MARTIN: So I take your point that his sort of dream of this kind of restoration of the glorious Russian empire, that dream is over, at least for this generation. But the bombardment and the day-to-day hell that Ukrainians are living through goes on. Is there any possibility that - we're not talking about the kind of West and Ukraine's kind of military capabilities right now, we're taking that off the table - but that sanctions will have an effect on the hell that Ukrainians are living through?

FISHMAN: So sanctions are making a difference in that they're basically constraining Russia's military capabilities at the same time as Ukraine's are being bolstered. But I would caution that I do not believe sanctions will have a decisive impact on the battlefield. I think when you sort of weigh the factors, the military assistance to Ukraine is by far the most important factor and significantly more important than sanctions in terms of ending the war and helping the Ukrainians win the war.
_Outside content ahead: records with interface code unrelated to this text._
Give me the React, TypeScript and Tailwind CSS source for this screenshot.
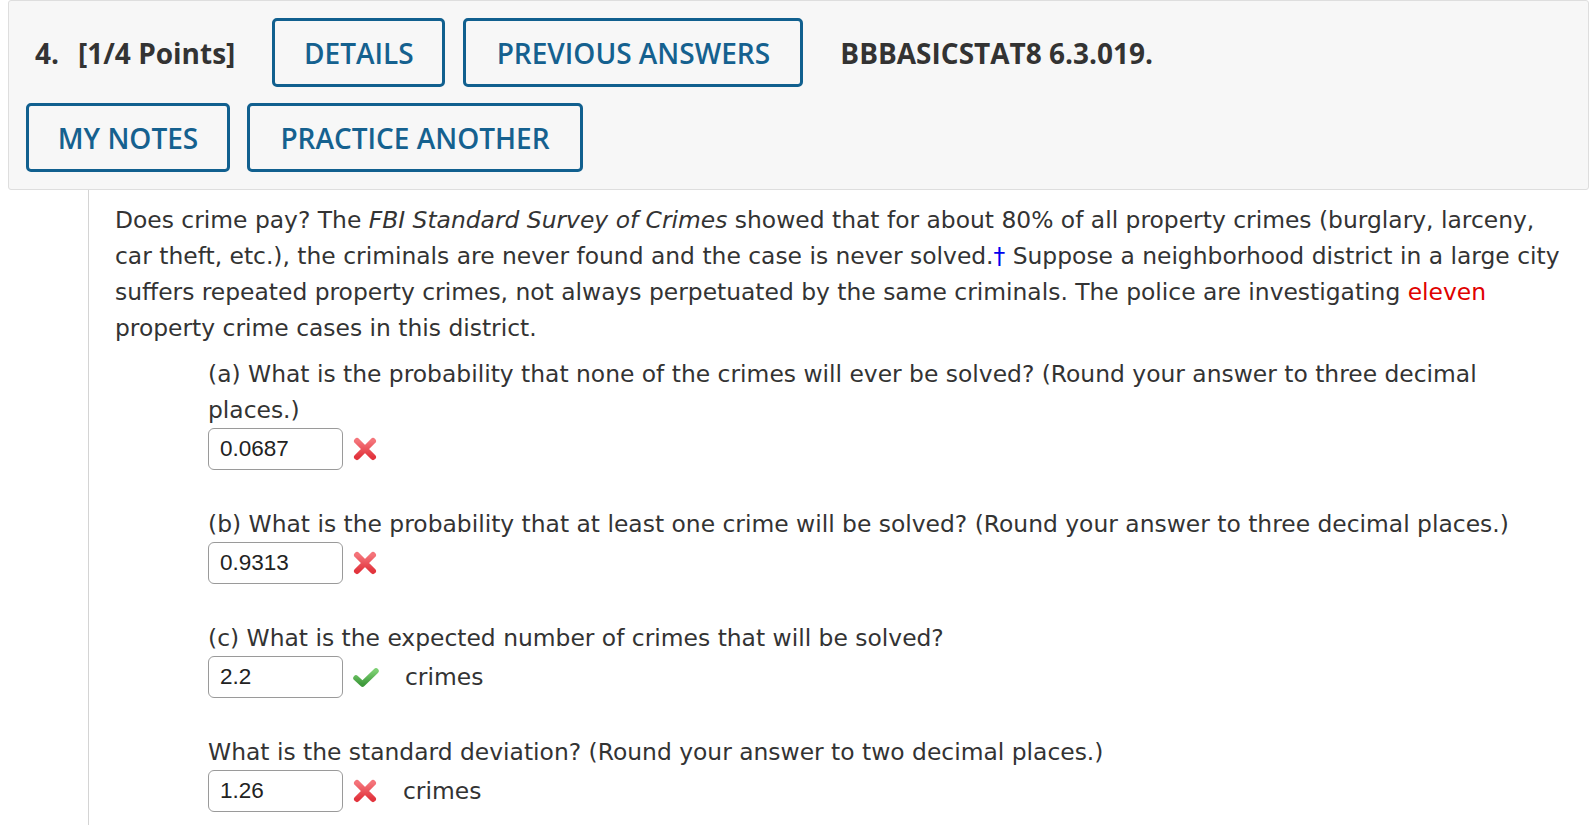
import React from "react";

const body = { fontFamily: '"DejaVu Sans", Verdana, sans-serif' };
const head = { fontFamily: '"Open Sans", "Liberation Sans", sans-serif' };
const inp = { fontFamily: '"Liberation Sans", Arial, sans-serif' };

function XIcon() {
  return (
    <svg width="26" height="26" viewBox="0 0 26 26" className="shrink-0">
      <defs>
        <linearGradient id="xg" x1="0" y1="0" x2="0" y2="1">
          <stop offset="0" stopColor="#f4747a" />
          <stop offset="1" stopColor="#e2343d" />
        </linearGradient>
      </defs>
      <path d="M5 5 L21 21 M21 5 L5 21" stroke="url(#xg)" strokeWidth="6" strokeLinecap="round" fill="none" />
    </svg>
  );
}

function CheckIcon() {
  return (
    <svg width="28" height="24" viewBox="0 0 28 24" className="shrink-0">
      <defs>
        <linearGradient id="cg" x1="0" y1="0" x2="0" y2="1">
          <stop offset="0" stopColor="#7ccf72" />
          <stop offset="1" stopColor="#3f9a3c" />
        </linearGradient>
      </defs>
      <path d="M4 13 L10.5 19 L24 6" stroke="url(#cg)" strokeWidth="5.5" strokeLinecap="round" strokeLinejoin="round" fill="none" />
    </svg>
  );
}

function Btn({ w, children }: { w: string; children: React.ReactNode }) {
  return (
    <div
      className={`${w} h-[69px] shrink-0 flex items-center justify-center border-[3px] border-[#11608f] rounded-[5px] text-[28px] font-semibold text-[#15618f] bg-[#f7f7f7]`}
      style={head}
    >
      {children}
    </div>
  );
}

function Answer({ value, ok, unit, unitGap }: { value: string; ok: boolean; unit?: string; unitGap?: string }) {
  return (
    <div className="flex items-center h-[42px]">
      <div
        className="w-[135px] h-[42px] border border-[#9a9a9a] rounded-[6px] bg-white flex items-center pl-[11px] text-[22.5px] text-[#222]"
        style={inp}
      >
        {value}
      </div>
      <div className="ml-[9px] flex items-center">{ok ? <CheckIcon /> : <XIcon />}</div>
      {unit && <span className={`${unitGap} text-[23.4px] text-[#333]`}>{unit}</span>}
    </div>
  );
}

export default function App() {
  return (
    <div className="w-[1591px] h-[825px] overflow-hidden bg-white">
      <div className="ml-[8px] mr-[2px] border border-[#dedede] bg-[#f7f7f7] rounded-[3px] pt-[17px] pb-[17px] pl-[17px]">
        <div className="flex items-center">
          <div className="ml-[9px] text-[28px] font-bold text-[#333] whitespace-nowrap" style={head}>
            <span className="mr-[19px]">4.</span>[1/4 Points]
          </div>
          <div className="ml-[37px]">
            <Btn w="w-[173px]">DETAILS</Btn>
          </div>
          <div className="ml-[18px]">
            <Btn w="w-[340px]">PREVIOUS ANSWERS</Btn>
          </div>
          <div className="ml-[37px] text-[28px] font-bold text-[#333] whitespace-nowrap" style={head}>
            BBBASICSTAT8 6.3.019.
          </div>
        </div>
        <div className="flex items-center mt-[16px]">
          <Btn w="w-[204px]">MY NOTES</Btn>
          <div className="ml-[17px]">
            <Btn w="w-[336px]">PRACTICE ANOTHER</Btn>
          </div>
        </div>
      </div>

      <div className="ml-[88px] border-l border-[#d4d4d4] pl-[26px] pt-[12px] h-[700px] text-[23.4px] leading-[36px] text-[#333]" style={body}>
        <div className="whitespace-nowrap">
          <div>
            Does crime pay? The <i>FBI Standard Survey of Crimes</i> showed that for about 80% of all property crimes (burglary, larceny,
          </div>
          <div>
            car theft, etc.), the criminals are never found and the case is never solved.<span className="text-[#0000ee]">†</span> Suppose a neighborhood district in a large city
          </div>
          <div>
            suffers repeated property crimes, not always perpetuated by the same criminals. The police are investigating{" "}
            <span className="text-[#e00000]">eleven</span>
          </div>
          <div>property crime cases in this district.</div>
        </div>

        <div className="pl-[93px] mt-[10px] whitespace-nowrap">
          <div>
            <div>(a) What is the probability that none of the crimes will ever be solved? (Round your answer to three decimal</div>
            <div>places.)</div>
            <Answer value="0.0687" ok={false} />
          </div>
          <div className="mt-[36px]">
            <div>(b) What is the probability that at least one crime will be solved? (Round your answer to three decimal places.)</div>
            <Answer value="0.9313" ok={false} />
          </div>
          <div className="mt-[36px]">
            <div>(c) What is the expected number of crimes that will be solved?</div>
            <Answer value="2.2" ok={true} unit="crimes" unitGap="ml-[25px]" />
          </div>
          <div className="mt-[36px]">
            <div>What is the standard deviation? (Round your answer to two decimal places.)</div>
            <Answer value="1.26" ok={false} unit="crimes" unitGap="ml-[25px]" />
          </div>
        </div>
      </div>
    </div>
  );
}
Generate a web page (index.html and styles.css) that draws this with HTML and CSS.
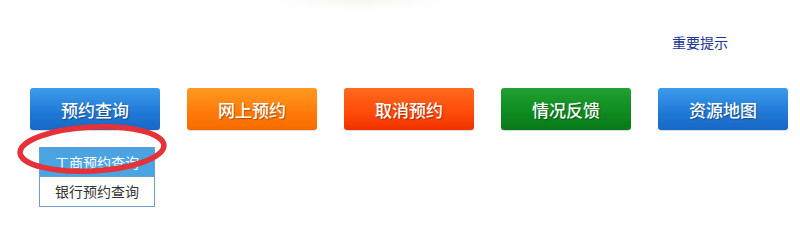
FILE: index.html
```html
<!DOCTYPE html>
<html lang="zh">
<head>
<meta charset="utf-8">
<title>预约</title>
<link rel="stylesheet" href="styles.css">
</head>
<body>
<div class="page">
  <div class="glow"></div>
  <div class="notice-row"><a class="notice" href="#">重要提示</a></div>
  <div class="nav">
    <div class="nav-item">
      <a class="btn blue" href="#">预约查询</a>
      <ul class="menu">
        <li class="active">工商预约查询</li>
        <li>银行预约查询</li>
      </ul>
      <svg class="ring" width="160" height="60" viewBox="0 0 160 60">
        <ellipse cx="80" cy="29" rx="72" ry="22" transform="rotate(-3 80 29)" fill="none" stroke="#e53138" stroke-width="5.5"/>
      </svg>
    </div>
    <div class="nav-item"><a class="btn orange" href="#">网上预约</a></div>
    <div class="nav-item"><a class="btn red" href="#">取消预约</a></div>
    <div class="nav-item"><a class="btn green" href="#">情况反馈</a></div>
    <div class="nav-item"><a class="btn blue" href="#">资源地图</a></div>
  </div>
</div>
</body>
</html>
```
FILE: styles.css
```css
html, body {
  margin: 0;
  padding: 0;
  background: #ffffff;
  font-family: "Noto Sans CJK SC", "Liberation Sans", sans-serif;
}
.page {
  width: 800px;
  height: 241px;
  overflow: hidden;
}
.glow {
  margin-left: 270px;
  width: 180px;
  height: 10px;
  background: radial-gradient(ellipse at 50% 0%, rgba(235, 225, 200, 0.3), rgba(255, 255, 255, 0) 70%);
}
.notice-row {
  height: 66px;
  display: flex;
  justify-content: flex-end;
  padding-right: 72px;
}
.notice {
  margin-top: 22px;
  font-size: 14px;
  line-height: 20px;
  color: #1a3594;
  text-decoration: none;
}
.nav {
  display: flex;
  gap: 27px;
  padding-left: 30px;
  margin-top: 12px;
}
.nav-item {
  position: relative;
}
.btn {
  display: flex;
  align-items: center;
  justify-content: center;
  width: 130px;
  height: 42px;
  border-radius: 3px;
  color: #ffffff;
  font-size: 17px;
  font-weight: 500;
  text-decoration: none;
  text-shadow: 1px 1px 1px rgba(0, 0, 0, 0.35);
  box-shadow: 0 1px 1px rgba(0, 0, 0, 0.15);
  box-sizing: border-box;
}
.blue {
  background: linear-gradient(#3c9ceb, #1f78d6 60%, #1a67c4);
}
.orange {
  background: linear-gradient(#ff9a20, #ff7a08 60%, #f56a00);
}
.red {
  background: linear-gradient(#ff6a20, #ff4a08 60%, #ee3000);
}
.green {
  background: linear-gradient(#22a032, #0e8a20 60%, #087818);
}
.menu {
  position: absolute;
  left: 9px;
  top: 59px;
  width: 114px;
  margin: 0;
  padding: 0;
  list-style: none;
  border: 1px solid #6c9dd0;
  background: #ffffff;
  z-index: 1;
}
.menu li {
  height: 29px;
  line-height: 29px;
  text-align: center;
  font-size: 14px;
  color: #333333;
}
.menu li.active {
  background: #4aa4e2;
  color: #ffffff;
  border-bottom: 1px solid #6c9dd0;
  height: 28px;
  line-height: 28px;
}
.ring {
  position: absolute;
  left: -18px;
  top: 32px;
  z-index: 2;
  pointer-events: none;
}
```
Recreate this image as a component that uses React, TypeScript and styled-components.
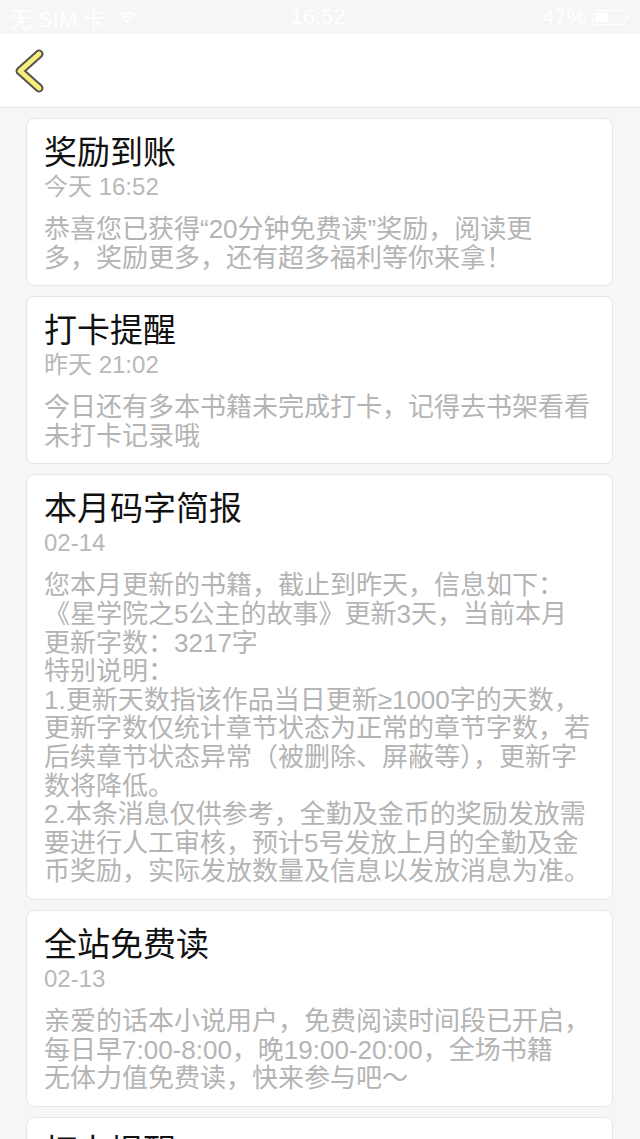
import React from 'react'
import styled, { createGlobalStyle } from 'styled-components'

interface Message {
  id: number
  title: string
  time: string
  lines: string[]
}

const messages: Message[] = [
  {
    id: 1,
    title: '奖励到账',
    time: '今天 16:52',
    lines: ['恭喜您已获得“20分钟免费读”奖励，阅读更', '多，奖励更多，还有超多福利等你来拿！']
  },
  {
    id: 2,
    title: '打卡提醒',
    time: '昨天 21:02',
    lines: ['今日还有多本书籍未完成打卡，记得去书架看看', '未打卡记录哦']
  },
  {
    id: 3,
    title: '本月码字简报',
    time: '02-14',
    lines: [
      '您本月更新的书籍，截止到昨天，信息如下：',
      '《星学院之5公主的故事》更新3天，当前本月',
      '更新字数：3217字',
      '特别说明：',
      '1.更新天数指该作品当日更新≥1000字的天数，',
      '更新字数仅统计章节状态为正常的章节字数，若',
      '后续章节状态异常（被删除、屏蔽等），更新字',
      '数将降低。',
      '2.本条消息仅供参考，全勤及金币的奖励发放需',
      '要进行人工审核，预计5号发放上月的全勤及金',
      '币奖励，实际发放数量及信息以发放消息为准。'
    ]
  },
  {
    id: 4,
    title: '全站免费读',
    time: '02-13',
    lines: [
      '亲爱的话本小说用户，免费阅读时间段已开启，',
      '每日早7:00-8:00，晚19:00-20:00，全场书籍',
      '无体力值免费读，快来参与吧～'
    ]
  },
  {
    id: 5,
    title: '打卡提醒',
    time: '02-13',
    lines: ['今日还有多本书籍未完成打卡，记得去书架看看', '未打卡记录哦']
  }
]

const GlobalStyle = createGlobalStyle`
  body {
    margin: 0;
    background: #f7f5f6;
    font-family: "Liberation Sans", "Noto Sans CJK SC", sans-serif;
  }
`

const StatusBar = styled.div`
  height: 34px;
  background: #f7f5f6;
  color: #ffffff;
  font-size: 22px;
  display: grid;
  grid-template-columns: 1fr auto 1fr;
  align-items: center;
  padding: 0 14px 0 10px;
`

const StatusLeft = styled.div`
  display: flex;
  align-items: center;
  gap: 12px;
`

const StatusRight = styled.div`
  display: flex;
  align-items: center;
  justify-content: flex-end;
  gap: 6px;
`

const Battery = styled.div`
  width: 34px;
  height: 15px;
  border: 1.5px solid #ffffff;
  border-radius: 4px;
  padding: 2px;
  box-sizing: border-box;
  position: relative;

  &::after {
    content: '';
    position: absolute;
    right: -5px;
    top: 4px;
    width: 2px;
    height: 5px;
    background: #ffffff;
    border-radius: 0 2px 2px 0;
  }
`

const BatteryLevel = styled.div`
  height: 100%;
  background: #ffffff;
  border-radius: 1px;
`

const NavBar = styled.div`
  height: 73px;
  background: #ffffff;
  border-bottom: 1px solid #e4e2e3;
  display: flex;
  align-items: center;
  padding-left: 14px;
`

const BackButton = styled.button`
  background: none;
  border: none;
  padding: 0;
  width: 36px;
  height: 48px;
  display: flex;
  align-items: center;
  cursor: pointer;
`

const List = styled.div`
  display: flex;
  flex-direction: column;
  gap: 10px;
  padding: 10px 27px 10px 26px;
`

const Card = styled.div`
  background: #ffffff;
  border: 1px solid #e7e5e6;
  border-radius: 8px;
  padding: 15px 8px 13px 17px;
`

const Title = styled.div`
  font-size: 33px;
  line-height: 38px;
  color: #111111;
`

const Time = styled.div`
  font-size: 24px;
  line-height: 30px;
  color: #b8b8b8;
`

const Body = styled.div`
  margin-top: 13px;
  font-size: 26px;
  line-height: 28.6px;
  color: #b4b4b4;
  white-space: pre;
`

const WifiIcon = () => (
  <svg width="20" height="15" viewBox="0 0 20 15">
    <path d="M10 14 L6.6 10.4 A5 5 0 0 1 13.4 10.4 Z" fill="#fff" />
    <path d="M4.6 8.3 A8 8 0 0 1 15.4 8.3" stroke="#fff" strokeWidth="2" fill="none" />
    <path d="M2.2 5.8 A11.5 11.5 0 0 1 17.8 5.8" stroke="#fff" strokeWidth="2" fill="none" />
  </svg>
)

const BackIcon = () => (
  <svg width="32" height="44" viewBox="0 0 32 44">
    <polyline points="25,5 6,22 25,39" fill="none" stroke="#555250" strokeWidth="9" strokeLinecap="round" strokeLinejoin="round" />
    <polyline points="25,5 6,22 25,39" fill="none" stroke="#f7ef7c" strokeWidth="5" strokeLinecap="round" strokeLinejoin="round" />
  </svg>
)

export default function App() {
  return (
    <>
      <GlobalStyle />
      <StatusBar>
        <StatusLeft>
          <span>无 SIM 卡</span>
          <WifiIcon />
        </StatusLeft>
        <span>16:52</span>
        <StatusRight>
          <span>47%</span>
          <Battery>
            <BatteryLevel style={{ width: '47%' }} />
          </Battery>
        </StatusRight>
      </StatusBar>
      <NavBar>
        <BackButton>
          <BackIcon />
        </BackButton>
      </NavBar>
      <List>
        {messages.map(m => (
          <Card key={m.id}>
            <Title>{m.title}</Title>
            <Time>{m.time}</Time>
            <Body>{m.lines.join('\n')}</Body>
          </Card>
        ))}
      </List>
    </>
  )
}
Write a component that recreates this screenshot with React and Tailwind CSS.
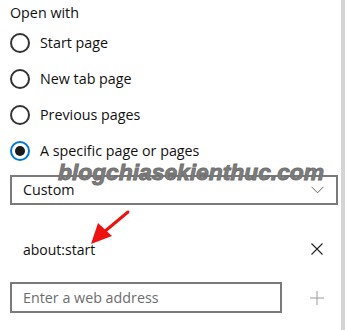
import React from "react";

const font = { fontFamily: '"Open Sans", "Noto Sans", sans-serif' };

function Radio({ label, checked }) {
  return (
    <div className="flex h-[36px] items-center">
      <div
        className={
          "flex h-[20px] w-[20px] items-center justify-center rounded-full border-2 " +
          (checked ? "border-[#0078d7]" : "border-[#333333]")
        }
      >
        {checked && <div className="h-[10px] w-[10px] rounded-full bg-[#1a1a1a]" />}
      </div>
      <span className="ml-[10px] text-[14.3px] text-[#111]">{label}</span>
    </div>
  );
}

export default function App() {
  return (
    <div className="relative h-[330px] w-[345px] overflow-hidden bg-white" style={font}>
      <div className="flex h-full">
        <div className="flex w-[341px] flex-col pl-[10px]">
          <div className="flex h-[25px] items-center pt-[1px] text-[14.3px] text-[#111]">Open with</div>
          <Radio label="Start page" />
          <Radio label="New tab page" />
          <Radio label="Previous pages" />
          <Radio label="A specific page or pages" checked />
          <div className="mt-[6px] flex h-[30px] w-[328px] items-center justify-between border-2 border-[#7a7a7a] pl-[11px] pr-[12px]">
            <span className="text-[14.3px] text-[#111]">Custom</span>
            <svg width="13" height="8" viewBox="0 0 13 8">
              <path d="M0.5 0.8 L6.5 6.8 L12.5 0.8" fill="none" stroke="#666" strokeWidth="1" />
            </svg>
          </div>
          <div className="mt-[27px] flex h-[34px] w-[328px] items-center justify-between pl-[13px] pr-[15px]">
            <span className="text-[14px] text-[#111]">about:start</span>
            <svg width="12" height="12" viewBox="0 0 12 12">
              <path d="M0.5 0.5 L11.5 11.5 M11.5 0.5 L0.5 11.5" stroke="#222" strokeWidth="1.1" />
            </svg>
          </div>
          <div className="mt-[16px] flex w-[328px] items-center justify-between">
            <div className="flex h-[31px] w-[272px] items-center border-2 border-[#7a7a7a] pl-[11px]">
              <span className="text-[14.3px] text-[#6d6d6d]">Enter a web address</span>
            </div>
            <svg width="14" height="14" viewBox="0 0 14 14" className="mr-[14px]">
              <path d="M7 0 L7 14 M0 7 L14 7" stroke="#9a9a9a" strokeWidth="1" />
            </svg>
          </div>
        </div>
        <div className="h-full w-[4px] bg-[#d4d4d4]" />
      </div>

      <div
        className="absolute left-[58px] top-[161px] text-[22.8px] font-bold italic leading-none text-[#7d7d7d]"
        style={{ fontFamily: '"Liberation Sans", Arial, sans-serif', WebkitTextStroke: "0.9px #6e6e6e" }}
      >
        blogchiasekienthuc.com
      </div>

      <svg className="absolute left-0 top-0" width="345" height="330" viewBox="0 0 345 330">
        <path d="M128 212 L104 232" stroke="#ee1111" strokeWidth="3" strokeLinecap="round" />
        <path d="M91 244 L98 223 L112 236 Z" fill="#ee1111" />
      </svg>
    </div>
  );
}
But I think when you zoom out and actually look at the trajectory of Russian power from a five to 10-year perspective, that's really when sanctions are going to have the biggest bite. You know, something I like to say, Michel, is that sanctions are always more of a marathon than a sprint. And that can be frustrating for those of us who are watching this conflict and hoping that it will end and that Ukrainians can live in peace and enjoy their own country. But, you know, it's just sort of the reality that we face right now.

MARTIN: That was Edward Fishman. He's a senior research scholar at Columbia University's Center on Global Energy Policy. He worked at the State Department from 2013 to 2017, where he was the lead adviser on sanctions and economic statecraft on the secretary's policy planning staff. It's CONSIDER THIS FROM NPR. I'm Michel Martin.